The above syntax works only with markdown. BlogLiterately also supports one additional style which works with both markdown and reStructuredText, consisting of a normal code block (indented and/or preceded by a double colon) with an extra tag at the top, enclosed in square brackets:

    [haskell]
-- This is also a Haskell code segment!
foo :: String -> String

Of course, languages other than Haskell may be specified as well.

By default, hscolour will be used for highlighting Haskell code, using “inline” CSS style attributes. The default styling is similar to that used for source code in documentation on Hackage. You can also specify a configuration file containing a Haskell value of type [(String,String)] which specifies a CSS style for each syntax class. An example (corresponding to the default configuration) is provided in the package archive (hs-style).

With highlighting-kate, the style for syntax segments is specified using “class” attributes, so the stylesheet must be provided separately. You may optionally use a similar scheme with hscolour. Sample stylesheets are provided in the package archive file (kate.css, hscolour.css).

## Citations

BlogLiterately can take advantage of pandoc’s ability to process and typeset citations. To include citations in your blog post:

1. Specify a bibliography—either the name of a bibliography file, or an explicit list of references—as metadata in your document. With Markdown, this is accomplished with a YAML document enclosed by --- at the beginning of the file (see the Pandoc documentation on YAML metadata blocks). For example,

 ---
title: My Blog Post
bibliography: references.bib
---
Foo bar [@doe2006].

(There is no support yet for citations if you are using reStructuredText; yell if you want it.) You can specify the name of a file containing a bibliography, as in the example above; here is a list of the bibliography formats that are accepted. Alternately, you can give an explicit list of references.

1. Include citations, formatted like [@doe2006] for a normal citation like (Doe, 2006); @doe2006 for a text citation like Doe (2006), or [-@doe2006] for a citation without the name (for situations when the name already occurred elsewhere in the sentence). See the pandoc documentation for more details and examples.
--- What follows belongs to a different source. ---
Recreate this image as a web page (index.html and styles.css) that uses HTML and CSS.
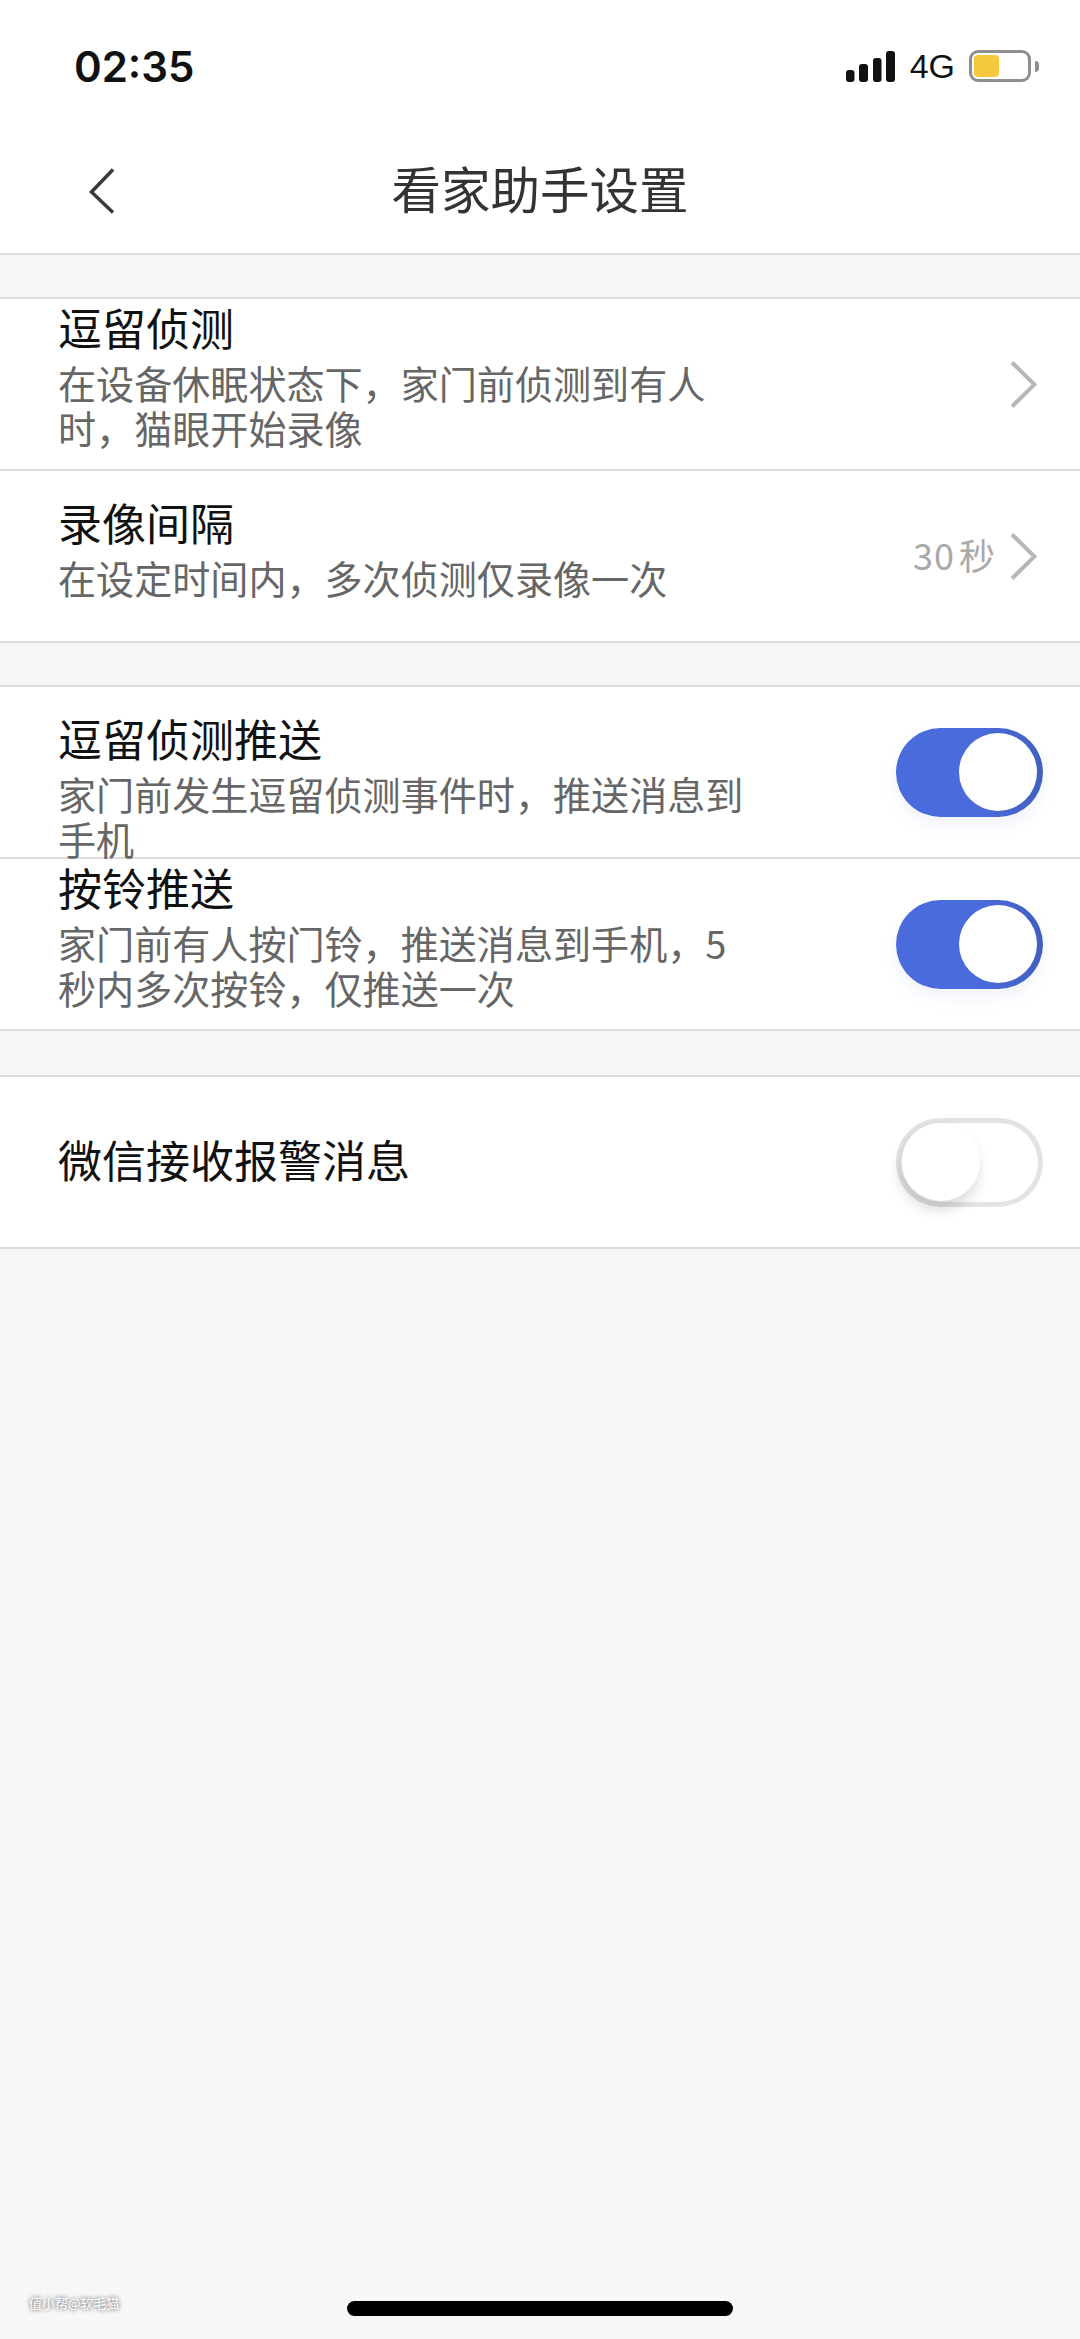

2. Simply run BlogLiterately; citation processing is on by default. (You can explicitly turn it on with the --citations flag; to turn it off, use --no-citations.) Citations will be typeset and a bibliography will be appended at the end. You may want to include a section heading like # References or # Bibliography at the end of your post, to go above the generated bibliography.

## LaTeX

LaTeX can be included in documents using single dollar signs to enclose inline LaTeX, and double dollar signs to enclose “display-style” LaTeX. For example, $\pi^2 / 6$ produces $\pi^2 / 6$, and $$\sum_{k=0}^\infty 1/k^2$$ (when put by itself in its own paragraph) produces

$\displaystyle \sum_{k=0}^\infty 1/k^2.$

Using the --math option, any Pandoc math rendering method may be chosen, including MathML, jsMath, MathJax, and others. Note that for some methods to work properly, you may need to ensure that the generated HTML ends up in the proper CSS or JavaScript environment. (What that means depends on the method used.)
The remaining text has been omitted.